Thanks for the notice. I gave it a try but still encounter some unexpected behavior. Here are my Testcases:
Log:
[7:09:33 AM] Onboard engine just started.
[7:09:43 AM] --> Mirror - received updated structure
[7:09:43 AM] --> Preparing new behavior...
[7:09:43 AM] Received a new mirror structure for checksum 1383782741
[7:09:43 AM] BE Starting [Concurrency_Test : 1383782741]
[7:09:43 AM] A
[7:09:43 AM] B
[7:09:43 AM] ConcurrencyContainer Container returning outcome finished (request inner sync)
[7:09:43 AM] Behavior execution for Concurrency_Test: 1383782741 failed! [-]
exceptions must derive from BaseException
[7:09:43 AM] No behavior active.
[7:09:43 AM] Onboard engine just started.
[7:09:43 AM] Traceback (most recent call last): [+]
[7:09:43 AM] ␛[92m--- Behavior Engine finished - ready for more! ---␛[0m
[7:09:43 AM] Mirror built for checksum 1383782741.
[7:09:43 AM] Executing mirror...
[7:09:45 AM] Onboard engine just started.
[7:09:45 AM] Onboard engine just started, stopping currently running mirror.
[7:09:45 AM] Mirror finished with result preempted
[7:09:45 AM] ␛[92m--- Behavior Mirror ready! ---␛[0m
[7:09:56 AM] Onboard engine just started.
Behavior:
OCS is possibly out of sync
each secondConcurrencyContainer Container returning outcome finished
Behavior execution for Concurrency_Test: 1708774436 failed! [-] exceptions must derive from BaseException
also experienced but cannot reproduce reliably:
Log:
[7:06:52 AM] ␛[92m--- Behavior Mirror ready! ---␛[0m
[7:06:52 AM] Onboard engine just started.
[7:07:03 AM] Onboard engine just started.
[7:07:14 AM] Onboard engine just started.
[7:07:25 AM] Onboard engine just started.
[7:07:35 AM] --> Preparing new behavior...
[7:07:35 AM] --> Mirror - received updated structure
[7:07:35 AM] Received a new mirror structure for checksum 1708774436
[7:07:35 AM] BE Starting [Concurrency_Test : 1708774436]
[7:07:35 AM] A
[7:07:35 AM] B
[7:07:35 AM] Mirror built for checksum 1708774436.
[7:07:35 AM] Executing mirror...
[7:07:36 AM] OCS is possibly out of sync - onboard state is /Container/B [-]
Check UI and consider manual re-sync!
(mismatch may be temporarily understandable for rapidly changing outcomes) 1
[...]
[7:07:43 AM] OCS is possibly out of sync - onboard state is /Container/B [-]
Check UI and consider manual re-sync!
(mismatch may be temporarily understandable for rapidly changing outcomes) 1
[7:07:43 AM] ConcurrencyContainer Container returning outcome finished (request inner sync)
[7:07:43 AM] Behavior execution for Concurrency_Test: 1708774436 failed! [-]
exceptions must derive from BaseException
[7:07:43 AM] No behavior active.
[7:07:43 AM] Onboard engine just started.
[7:07:43 AM] Traceback (most recent call last): [+]
[7:07:43 AM] ␛[92m--- Behavior Engine finished - ready for more! ---␛[0m
[7:07:43 AM] Onboard behavior failed!
[7:07:43 AM] Mirror finished with result preempted
[7:07:43 AM] ␛[92m--- Behavior Mirror ready! ---␛[0m
[7:07:43 AM] No onboard behavior is active.
A couple of notes, then I'll put together an example for tutorial.
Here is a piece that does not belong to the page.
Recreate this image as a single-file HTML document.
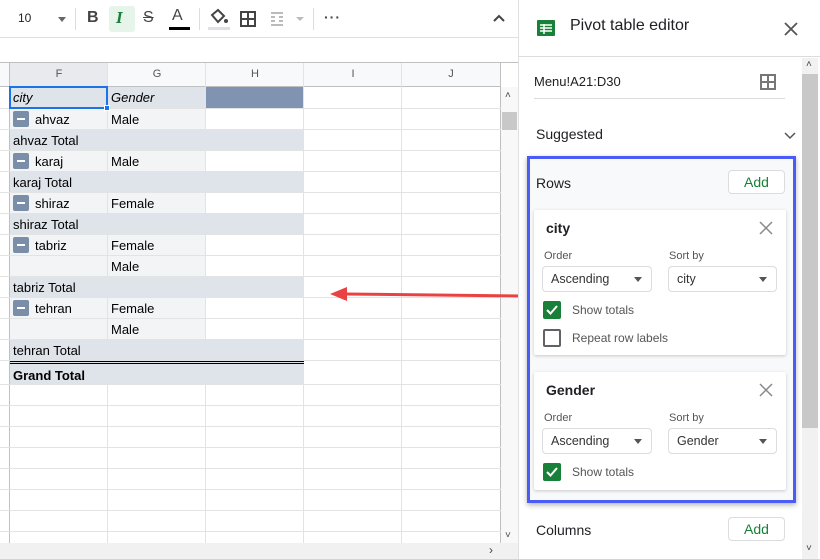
<!DOCTYPE html><html><head><style>
*{box-sizing:border-box;margin:0;padding:0}
body{width:820px;height:559px;overflow:hidden;background:#fff;font-family:"Liberation Sans",Arial,sans-serif;position:relative;font-size:13px;color:#222}
.a{position:absolute}
.vl{position:absolute;width:1px;background:#e2e3e3}
.hl{position:absolute;height:1px;background:#e2e3e3}
.cell{position:absolute;height:21px;line-height:23px;padding-left:3px;font-size:13px;color:#000}
.min{display:inline-block;width:16px;height:16px;background:#7b8ea9;border-radius:2px;vertical-align:-3px;margin-right:6px;position:relative}
.min:after{content:"";position:absolute;left:4px;top:7px;width:8px;height:2px;background:#fff}
.card{position:absolute;background:#fff;box-shadow:0 1px 3px rgba(0,0,0,.2);border-radius:2px}
.sel{position:absolute;height:26px;border:1px solid #dadce0;border-radius:4px;font-size:12.5px;line-height:24px;padding-left:8px;color:#333}
.sel:after{content:"";position:absolute;right:9px;top:10px;border:4.5px solid transparent;border-top:5px solid #555}
.lbl{position:absolute;font-size:11px;color:#555}
.cb{position:absolute;width:18px;height:18px;border-radius:2px}
.btn{position:absolute;width:57px;height:24px;border:1px solid #dadce0;border-radius:4px;color:#188038;font-size:14px;text-align:center;line-height:22px}
</style></head><body>
<div class="a" style="left:0;top:0;width:518px;height:38px;border-bottom:1px solid #e0e0e0"></div>
<div class="a" style="left:18px;top:11px;font-size:12px">10</div>
<div class="a" style="left:58px;top:17px;border:4px solid transparent;border-top:5px solid #666"></div>
<div class="a" style="left:75px;top:8px;width:1px;height:22px;background:#ddd"></div>
<div class="a" style="left:87px;top:9px;font-weight:bold;font-size:16px;color:#444">B</div>
<div class="a" style="left:109px;top:6px;width:26px;height:26px;background:#e6f4ea;border-radius:3px"></div>
<div class="a" style="left:116px;top:8px;font-style:italic;font-weight:bold;font-size:17px;color:#188038;font-family:'Liberation Serif',serif">I</div>
<div class="a" style="left:143px;top:9px;font-size:16px;color:#444;text-decoration:line-through">S</div>
<div class="a" style="left:172px;top:7px;font-size:16px;color:#444">A</div>
<div class="a" style="left:169px;top:27px;width:21px;height:3px;background:#000"></div>
<div class="a" style="left:199px;top:8px;width:1px;height:22px;background:#ddd"></div>
<svg class="a" style="left:207px;top:8px" width="24" height="24"><path d="M5 7l6-5 6 6-6 6z" fill="none" stroke="#444" stroke-width="2"/><circle cx="19" cy="13" r="2" fill="#444"/><rect x="1" y="19" width="22" height="3" fill="#dde1e6"/></svg>
<svg class="a" style="left:240px;top:11px" width="16" height="16"><rect x="1" y="1" width="14" height="14" fill="none" stroke="#444" stroke-width="2"/><path d="M8 1v14M1 8h14" stroke="#444" stroke-width="2"/></svg>
<svg class="a" style="left:270px;top:12px" width="36" height="14"><path d="M1 1h12M1 13h12M1 5h4M9 5h4M1 9h4M9 9h4" stroke="#bbb" stroke-width="2"/><path d="M26 5l4 4 4-4z" fill="#bbb"/></svg>
<div class="a" style="left:313px;top:8px;width:1px;height:22px;background:#ddd"></div>
<div class="a" style="left:324px;top:9px;font-size:14px;color:#444;letter-spacing:1px;font-weight:bold">···</div>
<svg class="a" style="left:492px;top:13px" width="14" height="10"><path d="M2 8l5-5 5 5" fill="none" stroke="#444" stroke-width="2"/></svg>
<div class="a" style="left:0;top:38px;width:518px;height:25px;border-bottom:1px solid #c0c0c0"></div>
<div class="a" style="left:0;top:63px;width:501px;height:24px;background:#f8f9fa;border-bottom:1px solid #c0c0c0"></div>
<div class="a" style="left:10px;top:63px;width:98px;height:24px;background:#e8eaed"></div>
<div class="a" style="left:10px;top:68px;width:98px;text-align:center;font-size:11px;color:#555">F</div>
<div class="a" style="left:108px;top:68px;width:98px;text-align:center;font-size:11px;color:#555">G</div>
<div class="a" style="left:206px;top:68px;width:98px;text-align:center;font-size:11px;color:#555">H</div>
<div class="a" style="left:304px;top:68px;width:98px;text-align:center;font-size:11px;color:#555">I</div>
<div class="a" style="left:402px;top:68px;width:98px;text-align:center;font-size:11px;color:#555">J</div>
<div class="a" style="left:10px;top:87px;width:196px;height:21px;background:#dfe3ea"></div>
<div class="a" style="left:206px;top:87px;width:98px;height:21px;background:#8093b1"></div>
<div class="a" style="left:10px;top:108px;width:196px;height:21px;background:#f3f4f6"></div>
<div class="a" style="left:10px;top:129px;width:294px;height:21px;background:#dfe3ea"></div>
<div class="a" style="left:10px;top:150px;width:196px;height:21px;background:#f3f4f6"></div>
<div class="a" style="left:10px;top:171px;width:294px;height:21px;background:#dfe3ea"></div>
<div class="a" style="left:10px;top:192px;width:196px;height:21px;background:#f3f4f6"></div>
<div class="a" style="left:10px;top:213px;width:294px;height:21px;background:#dfe3ea"></div>
<div class="a" style="left:10px;top:234px;width:196px;height:42px;background:#f3f4f6"></div>
<div class="a" style="left:10px;top:276px;width:294px;height:21px;background:#dfe3ea"></div>
<div class="a" style="left:10px;top:297px;width:196px;height:42px;background:#f3f4f6"></div>
<div class="a" style="left:10px;top:339px;width:294px;height:46px;background:#dfe3ea"></div>
<div class="vl" style="left:9px;top:63px;height:480px;background:#c0c0c0"></div>
<div class="vl" style="left:107px;top:63px;height:480px"></div>
<div class="vl" style="left:205px;top:63px;height:480px"></div>
<div class="vl" style="left:303px;top:63px;height:480px"></div>
<div class="vl" style="left:401px;top:63px;height:480px"></div>
<div class="vl" style="left:500px;top:63px;height:480px;background:#c0c0c0"></div>
<div class="hl" style="left:0;top:108px;width:501px"></div>
<div class="hl" style="left:0;top:129px;width:501px"></div>
<div class="hl" style="left:0;top:150px;width:501px"></div>
<div class="hl" style="left:0;top:171px;width:501px"></div>
<div class="hl" style="left:0;top:192px;width:501px"></div>
<div class="hl" style="left:0;top:213px;width:501px"></div>
<div class="hl" style="left:0;top:234px;width:501px"></div>
<div class="hl" style="left:0;top:255px;width:501px"></div>
<div class="hl" style="left:0;top:276px;width:501px"></div>
<div class="hl" style="left:0;top:297px;width:501px"></div>
<div class="hl" style="left:0;top:318px;width:501px"></div>
<div class="hl" style="left:0;top:339px;width:501px"></div>
<div class="hl" style="left:0;top:360px;width:501px"></div>
<div class="hl" style="left:0;top:384px;width:501px"></div>
<div class="hl" style="left:0;top:405px;width:501px"></div>
<div class="hl" style="left:0;top:426px;width:501px"></div>
<div class="hl" style="left:0;top:447px;width:501px"></div>
<div class="hl" style="left:0;top:468px;width:501px"></div>
<div class="hl" style="left:0;top:489px;width:501px"></div>
<div class="hl" style="left:0;top:510px;width:501px"></div>
<div class="hl" style="left:0;top:531px;width:501px"></div>
<div class="a" style="left:10px;top:361px;width:294px;height:3px;border-top:1px solid #000;border-bottom:1px solid #000"></div>
<div class="a" style="left:9px;top:86px;width:99px;height:23px;border:2px solid #1a73e8"></div>
<div class="a" style="left:104px;top:105px;width:6px;height:6px;background:#1a73e8;border:1px solid #fff"></div>
<div class="cell" style="left:10px;top:86px;font-style:italic">city</div>
<div class="cell" style="left:108px;top:86px;font-style:italic">Gender</div>
<div class="cell" style="left:10px;top:108px"><span class="min"></span>ahvaz</div><div class="cell" style="left:108px;top:108px">Male</div>
<div class="cell" style="left:10px;top:129px">ahvaz Total</div>
<div class="cell" style="left:10px;top:150px"><span class="min"></span>karaj</div><div class="cell" style="left:108px;top:150px">Male</div>
<div class="cell" style="left:10px;top:171px">karaj Total</div>
<div class="cell" style="left:10px;top:192px"><span class="min"></span>shiraz</div><div class="cell" style="left:108px;top:192px">Female</div>
<div class="cell" style="left:10px;top:213px">shiraz Total</div>
<div class="cell" style="left:10px;top:234px"><span class="min"></span>tabriz</div><div class="cell" style="left:108px;top:234px">Female</div>
<div class="cell" style="left:108px;top:255px">Male</div>
<div class="cell" style="left:10px;top:276px">tabriz Total</div>
<div class="cell" style="left:10px;top:297px"><span class="min"></span>tehran</div><div class="cell" style="left:108px;top:297px">Female</div>
<div class="cell" style="left:108px;top:318px">Male</div>
<div class="cell" style="left:10px;top:339px">tehran Total</div>
<div class="cell" style="left:10px;top:364px;font-weight:bold">Grand Total</div>
<div class="a" style="left:501px;top:87px;width:17px;height:456px;background:#f8f8f8"></div>
<div class="a" style="left:502px;top:112px;width:15px;height:18px;background:#c8c8c8"></div>
<div class="a" style="left:505px;top:90px;font-size:10px;color:#444">˄</div>
<div class="a" style="left:505px;top:530px;font-size:10px;color:#444">˅</div>
<div class="a" style="left:0;top:543px;width:518px;height:16px;background:#f1f1f1"></div>
<div class="a" style="left:489px;top:543px;font-size:12px;color:#444">›</div>
<svg class="a" style="left:325px;top:283px" width="200" height="22"><path d="M20 11L198 13" stroke="#ea4242" stroke-width="3"/><path d="M5 11l17-7v14z" fill="#ea4242"/></svg>
<div class="a" style="left:518px;top:0;width:302px;height:559px;background:#fff;border-left:1px solid #e0e0e0"></div>
<div class="a" style="left:518px;top:56px;width:302px;height:1px;background:#dadce0"></div>
<svg class="a" style="left:537px;top:20px" width="18" height="16"><rect width="18" height="16" rx="1" fill="#188038"/><path d="M3 5h12M3 8h12M3 11h12M7 4v10" stroke="#fff" stroke-width="1.5"/></svg>
<div class="a" style="left:570px;top:17px;font-size:16px;color:#202124">Pivot table editor</div>
<svg class="a" style="left:784px;top:22px" width="14" height="14"><path d="M1 1l12 12M13 1L1 13" stroke="#555" stroke-width="1.8"/></svg>
<div class="a" style="left:802px;top:58px;width:16px;height:501px;background:#f1f1f1"></div>
<div class="a" style="left:802px;top:74px;width:16px;height:354px;background:#c8c8c8"></div>
<div class="a" style="left:806px;top:59px;font-size:10px;color:#444">˄</div>
<div class="a" style="left:806px;top:543px;font-size:10px;color:#444">˅</div>
<div class="a" style="left:534px;top:74px;font-size:13px;color:#202124">Menu!A21:D30</div>
<svg class="a" style="left:760px;top:74px" width="16" height="16"><rect x="1" y="1" width="14" height="14" fill="none" stroke="#777" stroke-width="2"/><path d="M8 1v14M1 8h14" stroke="#777" stroke-width="2"/></svg>
<div class="a" style="left:534px;top:98px;width:251px;height:1px;background:#dadce0"></div>
<div class="a" style="left:536px;top:126px;font-size:14px;color:#202124">Suggested</div>
<svg class="a" style="left:784px;top:132px" width="12" height="8"><path d="M1 1l5 5 5-5" fill="none" stroke="#555" stroke-width="1.5"/></svg>
<div class="a" style="left:527px;top:156px;width:269px;height:347px;border:3px solid #4a5cf5;box-shadow:0 2px 5px rgba(0,0,0,.3);background:#f8f9fa"></div>
<div class="a" style="left:536px;top:175px;font-size:14px;color:#202124">Rows</div>
<div class="btn" style="left:728px;top:170px;background:#fff">Add</div>
<div class="card" style="left:534px;top:210px;width:252px;height:145px"></div>
<div class="a" style="left:546px;top:220px;font-size:14px;font-weight:bold;color:#202124">city</div>
<svg class="a" style="left:759px;top:221px" width="14" height="14"><path d="M1 1l12 12M13 1L1 13" stroke="#888" stroke-width="1.5"/></svg>
<div class="lbl" style="left:544px;top:250px">Order</div><div class="lbl" style="left:669px;top:250px">Sort by</div>
<div class="sel" style="left:542px;top:266px;width:110px">Ascending</div>
<div class="sel" style="left:668px;top:266px;width:109px">city</div>
<div class="cb" style="left:543px;top:301px;background:#188038"><svg width="18" height="18"><path d="M4 9l3.5 3.5L14 5" fill="none" stroke="#fff" stroke-width="2"/></svg></div>
<div class="a" style="left:572px;top:303px;font-size:12px;color:#555">Show totals</div>
<div class="cb" style="left:543px;top:329px;border:2px solid #5f6368"></div>
<div class="a" style="left:572px;top:331px;font-size:12px;color:#555">Repeat row labels</div>
<div class="card" style="left:534px;top:372px;width:252px;height:118px"></div>
<div class="a" style="left:546px;top:382px;font-size:14px;font-weight:bold;color:#202124">Gender</div>
<svg class="a" style="left:759px;top:383px" width="14" height="14"><path d="M1 1l12 12M13 1L1 13" stroke="#888" stroke-width="1.5"/></svg>
<div class="lbl" style="left:544px;top:412px">Order</div><div class="lbl" style="left:669px;top:412px">Sort by</div>
<div class="sel" style="left:542px;top:428px;width:110px">Ascending</div>
<div class="sel" style="left:668px;top:428px;width:109px">Gender</div>
<div class="cb" style="left:543px;top:463px;background:#188038"><svg width="18" height="18"><path d="M4 9l3.5 3.5L14 5" fill="none" stroke="#fff" stroke-width="2"/></svg></div>
<div class="a" style="left:572px;top:465px;font-size:12px;color:#555">Show totals</div>
<div class="a" style="left:536px;top:522px;font-size:14px;color:#202124">Columns</div>
<div class="btn" style="left:728px;top:517px">Add</div>
</body></html>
I think this is normal and expected behaviors
You have "autonomy low", which is typical of log states. That means they finish and move to next state. Both A & B finish after one execution and return, which causes the concurrency to return immediately. Because you have the output of concurrency tied to statemachine finished, the behavior is done. Because both are log states, they both return after one execution call, so it doesn't matter if || or &&.
A limitation of the current version of FlexBE UI is that it only shows one of the active states in concurrency.
Try changing the required autonomy level of output so that it will pause.
The failed and "BaseException" issue is unexpected, and I'll be looking in to that today.
There seems to be issue with exiting concurrency container and exiting behavior immediately causing exception.
If I add a log state after the concurrency container it not longer gives the exception.
There also seems to be issue with blocking transitions inside the concurrency, so I'll need to look into that more.
Thanks for reporting.
There is also the known issue of FlexBE UI only showing one state inside the concurrency container.
Ok great, thanks for the fast handling of the issue.
I already set the required autonomy level
of the states inside the concurrency container to high
and started the behavior with Block transitions which require at least 'High' autonomy
.
But only if the outcome of the concurrency container is A(done) && B(done)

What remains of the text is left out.